PolDSC: Polish dynamic corpus of normal and disordered speech across the lifespan - building a speech corpus (not necessarily) from the scratch

  1. Marzena Stępień

Linguistic fieldwork (as well as laboratory work) is a daily bread of everybody who conducts research on topics such as language acquisition, age-related changes in multidimensional characteristic of speech (including semantic fluency, phonation, articulation, or prosody), different speech, and language disorders – all of this in both monolingual and multilingual individuals. Gathering spoken data, along with metadata, orthographic and phonetic transcripts, followed by different kinds of annotation and segmentation requires hours of hard or – to be more accurate - even painstaking work. Unfortunately, after the project is finished (including bachelor’s and master’s degree projects in speech and language therapy classes), a lot of the data end up in external storage, no longer used by anyone else. Taking into consideration the amount of effort needed for collecting and analyzing it, this is a huge waste. Although there are different initiatives such as DELAD and TalkBank/CHILDES established to provide a platform for speech data sharing, most of them demand a lot of additional work without offering much in return – especially when we talk about Slavic languages.

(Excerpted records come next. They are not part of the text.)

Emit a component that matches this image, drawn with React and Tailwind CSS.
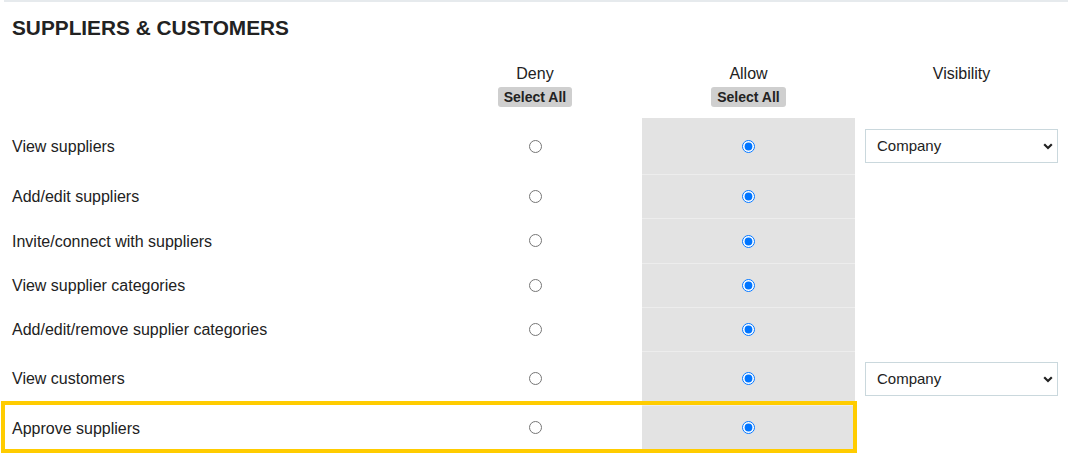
import { useState } from 'react';

const rows = [
  { label: 'View suppliers', h: 'h-[56px]', visibility: true },
  { label: 'Add/edit suppliers', h: 'h-[44px]' },
  { label: 'Invite/connect with suppliers', h: 'h-[45px]' },
  { label: 'View supplier categories', h: 'h-[44px]' },
  { label: 'Add/edit/remove supplier categories', h: 'h-[44px]' },
  { label: 'View customers', h: 'h-[54px]', visibility: true },
  { label: 'Approve suppliers', h: 'h-[44px]', highlight: true },
];

function VisibilitySelect() {
  return (
    <div className="relative w-full">
      <select
        defaultValue="company"
        className="w-full h-[34px] appearance-none border border-[#cad8dd] bg-white pl-[11px] pr-8 text-[15px] text-[#222] outline-none"
      >
        <option value="company">Company</option>
        <option value="team">Team</option>
        <option value="own">Own</option>
      </select>
      <svg
        className="absolute right-[5px] top-[14px] pointer-events-none"
        width="10"
        height="7"
        viewBox="0 0 10 7"
        fill="none"
      >
        <path d="M1.2 1.3 L5 5 L8.8 1.3" stroke="#222" strokeWidth="2.2" />
      </svg>
    </div>
  );
}

function SelectAllButton({ onClick }) {
  return (
    <button
      onClick={onClick}
      className="mt-[4px] h-[20px] px-[6px] rounded-[3px] bg-[#cfcfcf] text-[14px] leading-[20px] font-bold text-[#222]"
    >
      Select All
    </button>
  );
}

export default function App() {
  const [values, setValues] = useState(rows.map(() => 'allow'));

  const setAll = (v) => setValues(rows.map(() => v));
  const setOne = (i, v) => setValues(values.map((x, j) => (j === i ? v : x)));

  return (
    <div className="w-[1068px] min-h-[471px] bg-white text-[#222]" style={{ fontFamily: '"Liberation Sans", Arial, sans-serif' }}>
      <div className="ml-[4px] h-[2px] bg-[#e6eaed]" />
      <h2 className="mt-[14px] pl-[12px] text-[20.8px] leading-[24px] font-bold">SUPPLIERS &amp; CUSTOMERS</h2>

      {/* header */}
      <div className="flex h-[78px] text-[16px] leading-[19px]">
        <div className="w-[428px]" />
        <div className="w-[214px] flex flex-col items-center pt-[24px]">
          <span>Deny</span>
          <SelectAllButton onClick={() => setAll('deny')} />
        </div>
        <div className="w-[213px] flex flex-col items-center pt-[24px]">
          <span>Allow</span>
          <SelectAllButton onClick={() => setAll('allow')} />
        </div>
        <div className="w-[213px] flex flex-col items-center pt-[24px]">
          <span>Visibility</span>
        </div>
      </div>

      {rows.map((r, i) => (
        <div key={r.label} className={`flex ${r.h} text-[16px]`}>
          <div className="relative flex">
            <div className={`w-[428px] flex items-center pl-[12px] ${r.highlight ? 'pt-[4px]' : 'pt-[2px]'}`}>{r.label}</div>
            <div className="w-[214px] flex items-center justify-center">
              <input
                type="radio"
                name={`perm-${i}`}
                checked={values[i] === 'deny'}
                onChange={() => setOne(i, 'deny')}
                className="m-0 w-[13px] h-[13px]"
              />
            </div>
            <div className={`w-[213px] flex items-center justify-center bg-[#e3e3e3] ${i > 0 ? 'border-t border-[#ededed]' : ''}`}>
              <input
                type="radio"
                name={`perm-${i}`}
                checked={values[i] === 'allow'}
                onChange={() => setOne(i, 'allow')}
                className="m-0 w-[13px] h-[13px]"
              />
            </div>
            {r.highlight && (
              <span className="absolute left-[1px] right-[-2px] top-[-4px] bottom-[-4px] border-4 border-[#ffcc00] pointer-events-none" />
            )}
          </div>
          <div className="w-[213px] flex items-start pt-[11px] px-[10px]">
            {r.visibility && <VisibilitySelect />}
          </div>
        </div>
      ))}
    </div>
  );
}
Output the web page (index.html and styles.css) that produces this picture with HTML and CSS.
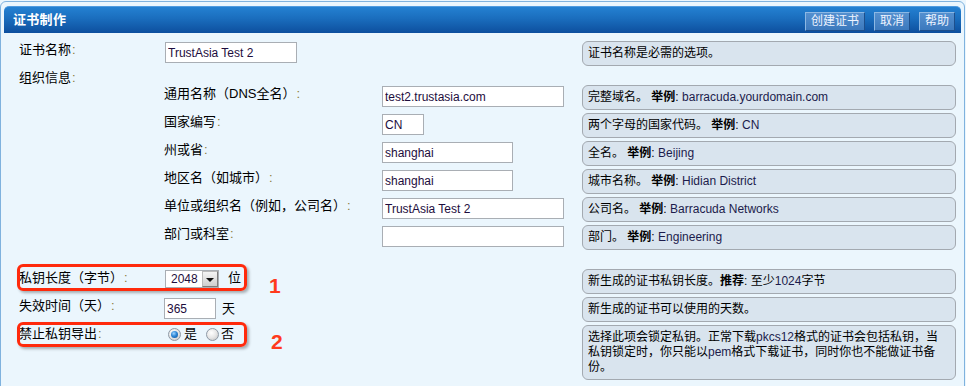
FILE: index.html
```html
<!DOCTYPE html>
<html lang="zh-CN">
<head>
<meta charset="utf-8">
<title>证书制作</title>
<link rel="stylesheet" href="styles.css">
</head>
<body>
<div class="page">
  <div class="frame">
    <div class="panel">
      <div class="header">
        <h1 class="title">证书制作</h1>
        <div class="actions">
          <button class="btn">创建证书</button>
          <button class="btn">取消</button>
          <button class="btn">帮助</button>
        </div>
      </div>
      <div class="form">
        <div class="row">
          <label class="lbl c1">证书名称<span class="colon">:</span></label>
          <div class="field top-field"><input class="inp w132" value="TrustAsia Test 2"></div>
          <div class="c3"></div>
          <div class="help">证书名称是必需的选项。</div>
        </div>
        <div class="row group">
          <label class="lbl c1">组织信息<span class="colon">:</span></label>
        </div>
        <div class="row">
          <div class="c1"></div>
          <label class="lbl">通用名称（DNS全名）<span class="colon">:</span></label>
          <div class="field"><input class="inp w182" value="test2.trustasia.com"></div>
          <div class="help">完整域名。 <b>举例</b>: <span class="ex">barracuda.yourdomain.com</span></div>
        </div>
        <div class="row">
          <div class="c1"></div>
          <label class="lbl">国家编写<span class="colon">:</span></label>
          <div class="field"><input class="inp w42" value="CN"></div>
          <div class="help">两个字母的国家代码。 <b>举例</b>: <span class="ex">CN</span></div>
        </div>
        <div class="row">
          <div class="c1"></div>
          <label class="lbl">州或省<span class="colon">:</span></label>
          <div class="field"><input class="inp w131" value="shanghai"></div>
          <div class="help">全名。 <b>举例</b>: <span class="ex">Beijing</span></div>
        </div>
        <div class="row">
          <div class="c1"></div>
          <label class="lbl">地区名（如城市）<span class="colon">:</span></label>
          <div class="field"><input class="inp w131" value="shanghai"></div>
          <div class="help">城市名称。 <b>举例</b>: <span class="ex">Hidian District</span></div>
        </div>
        <div class="row">
          <div class="c1"></div>
          <label class="lbl">单位或组织名（例如，公司名）<span class="colon">:</span></label>
          <div class="field"><input class="inp w182" value="TrustAsia Test 2"></div>
          <div class="help">公司名。 <b>举例</b>: <span class="ex">Barracuda Networks</span></div>
        </div>
        <div class="row">
          <div class="c1"></div>
          <label class="lbl">部门或科室<span class="colon">:</span></label>
          <div class="field"><input class="inp w182" value=""></div>
          <div class="help">部门。 <b>举例</b>: <span class="ex">Engineering</span></div>
        </div>
        <div class="spacer"></div>
        <div class="row">
          <label class="lbl c1">私钥长度（字节）<span class="colon">:</span></label>
          <div class="field wide">
            <span class="select">
              <select class="sel"><option>2048</option><option>1024</option></select>
              <span class="arrow"></span>
            </span>
            <span class="unit u-bit">位</span>
          </div>
          <div class="help">新生成的证书私钥长度。<b>推荐</b>: 至少<span class="ex">1024</span>字节</div>
        </div>
        <div class="row">
          <label class="lbl c1">失效时间（天）<span class="colon">:</span></label>
          <div class="field wide">
            <input class="inp w52" value="365">
            <span class="unit u-day">天</span>
          </div>
          <div class="help">新生成的证书可以使用的天数。</div>
        </div>
        <div class="row">
          <label class="lbl c1">禁止私钥导出<span class="colon">:</span></label>
          <div class="field wide radios">
            <label class="opt"><input type="radio" name="lock" class="radio" checked><span>是</span></label>
            <label class="opt opt2"><input type="radio" name="lock" class="radio"><span>否</span></label>
          </div>
          <div class="help">选择此项会锁定私钥。正常下载<span class="ex">pkcs12</span>格式的证书会包括私钥，当私钥锁定时，你只能以<span class="ex">pem</span>格式下载证书，同时你也不能做证书备份。</div>
        </div>
      </div>
    </div>
  </div>
  <div class="mark box1"></div>
  <div class="mark box2"></div>
  <div class="num n1">1</div>
  <div class="num n2">2</div>
</div>
</body>
</html>
```
FILE: styles.css
```css
* { box-sizing: border-box; }
html, body { margin: 0; padding: 0; }
body {
  background: #ebf6fd;
  font-family: "Liberation Sans", "Noto Sans CJK SC", sans-serif;
  font-size: 13px;
  color: #000;
  width: 966px;
  height: 386px;
  overflow: hidden;
}
.page { position: relative; width: 966px; height: 386px; }
.frame {
  margin: 1px 1px 0 0;
  border: 1px solid #7fb2de;
  border-radius: 6px;
  height: 394px;
  padding: 4px 3px 0 3px;
}
.header {
  height: 27px;
  border-radius: 5px 5px 0 0;
  background: linear-gradient(#2481d2 0%, #1a6dbd 45%, #0d4f9e 100%);
  border-top: 1px solid #4f9be0;
  display: flex;
  align-items: flex-start;
  justify-content: space-between;
  padding: 0 6px 0 9px;
}
.title {
  margin: 0;
  font-size: 13px;
  font-weight: bold;
  color: #fff;
  line-height: 26px;
  letter-spacing: 0.3px;
}
.actions { display: flex; gap: 9px; padding-top: 5px; }
.btn {
  height: 19px;
  padding: 0 5px;
  font-family: "Liberation Sans", "Noto Sans CJK SC", sans-serif;
  font-size: 12px;
  line-height: 17px;
  color: #eef4ff;
  background: linear-gradient(#5590cf, #3c79bd);
  border: 1px solid;
  border-color: #8cb8e4 #1d4f8c #1d4f8c #8cb8e4;
  border-radius: 0;
}
.form { padding: 8px 0 0 15px; }
.row {
  display: grid;
  grid-template-columns: 145px 218px 200px 374px;
  align-items: start;
  margin-bottom: 3px;
}
.row.group { height: 16px; margin-bottom: 0; }
.spacer { height: 16px; }
.lbl {
  display: block;
  font-size: 13px;
  line-height: 15px;
  padding-top: 1px;
  white-space: nowrap;
}
.colon { color: #8d7c3a; padding-left: 1px; }
.field { padding-top: 1px; display: flex; align-items: flex-start; }
.field.wide { grid-column: 2 / 4; }
.top-field { padding-left: 1px; }
.inp {
  height: 21px;
  border: 1px solid #a9aeb4;
  background: #fff;
  padding: 0 2px;
  font-family: "Liberation Sans", "Noto Sans CJK SC", sans-serif;
  font-size: 12px;
  color: #1d0d3d;
  outline: none;
}
.w132 { width: 132px; }
.w182 { width: 182px; }
.w42 { width: 42px; }
.w131 { width: 131px; }
.w52 { width: 52px; }
.help {
  grid-column: 4;
  background: #d9e4ee;
  border: 1px solid #a3a9b0;
  border-radius: 6px;
  padding: 4px 15px 4px 5px;
  font-size: 12px;
  line-height: 15px;
  min-height: 25px;
}
.help b { font-weight: bold; }
.ex { color: #1c1c4c; }
.select {
  position: relative;
  display: inline-block;
  width: 54px;
  height: 18px;
  margin-left: 1px;
  border: 1px solid #a9aeb4;
  background: #fff;
}
.sel {
  appearance: none;
  -webkit-appearance: none;
  border: 0;
  background: transparent;
  width: 100%;
  height: 16px;
  padding: 0 0 0 5px;
  font-family: "Liberation Sans", sans-serif;
  font-size: 12px;
  color: #1d0d3d;
  outline: none;
}
.arrow {
  position: absolute;
  right: 0;
  top: 0;
  width: 16px;
  height: 16px;
  background: linear-gradient(#f4f4f4, #cfcfcf);
  border: 1px solid #7d7d7d;
  border-top-color: #bbb;
  border-left-color: #bbb;
}
.arrow::after {
  content: "";
  position: absolute;
  left: 3px;
  top: 6px;
  border-left: 4px solid transparent;
  border-right: 4px solid transparent;
  border-top: 4px solid #111;
}
.unit { font-size: 13px; line-height: 15px; }
.u-bit { margin-left: 9px; }
.u-day { margin-left: 6px; padding-top: 3px; }
.radios { padding-top: 1px; padding-left: 4px; }
.opt { display: flex; align-items: center; font-size: 13px; line-height: 15px; }
.opt span { margin-left: 3px; }
.opt2 { margin-left: 9px; }
.opt2 span { margin-left: 2px; }
.radio {
  appearance: none;
  -webkit-appearance: none;
  margin: 2px 0 0 0;
  width: 13px;
  height: 13px;
  border-radius: 50%;
  border: 1px solid #8e99a6;
  background: radial-gradient(circle at 40% 35%, #ffffff 0%, #e6e6e6 50%, #bdbdbd 100%);
  position: relative;
}
.radio:checked::after {
  content: "";
  position: absolute;
  left: 2px;
  top: 2px;
  width: 7px;
  height: 7px;
  border-radius: 50%;
  background: radial-gradient(circle at 40% 35%, #9fd4ff 0%, #2d86d6 45%, #0c4b93 100%);
}
.mark {
  position: absolute;
  border: 3px solid #ff2a0c;
  border-radius: 6px;
  box-shadow: 2px 2px 3px rgba(0, 0, 0, 0.3);
}
.box1 { left: 17px; top: 263px; width: 230px; height: 27px; }
.box2 { left: 17px; top: 321px; width: 230px; height: 25px; }
.num {
  position: absolute;
  font-family: "Liberation Sans", sans-serif;
  font-size: 21px;
  font-weight: bold;
  line-height: 21px;
  color: #ff3a1c;
}
.n1 { left: 269px; top: 274px; }
.n2 { left: 271px; top: 330px; }
```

Just a few examples: TalkBank/CHILDES platform is a great and well-known initiative, but it does not include tokenization and lemmatization for Slavic languages, not to mention part of speech and morphological tag set or a parser for syntactic dependency tree, yet these features are necessary for some of the most used measures in assessing speech development in children, normal and disordered speech across lifespan: type/token ratio, part of speech percentage or syntactic complexity. Polish Inforex or Korpusomat, both being a wonderful tool for building a customized corpus from text samples collected independently by a researcher, do not include sound-to-transcript alignment. Spokes and the Spokes.mix are not exactly the dynamic corpora that would allow comparing data sets (which is necessary when comparing speech samples from the control and research group). It seems that there is no other way for us than to build a speech corpus from its rudiments, but – as will be shown in the presentation – not necessarily from scratch.
In the presentation, I will show:

(1)   different kinds of data that our team already has;
(2)   our plans for expanding the database, including already existing protocols for samples collection, storage, and analysis;
(3)   what kind of features are necessary and to what extent it can be covered by already existing computing and corpus linguistic tools (including maximal possible automatization);
(4)   why Teitok is the platform that is most suitable for our goals and where we have to make a compromise between what we need and want to achieve and what is yet possible,
(5)   and – if possible in the designated time frame – how the basic, preliminary topic-focus articulation annotation for Polish can be combined with prosodic features on the one hand and pragmatic markers on the other.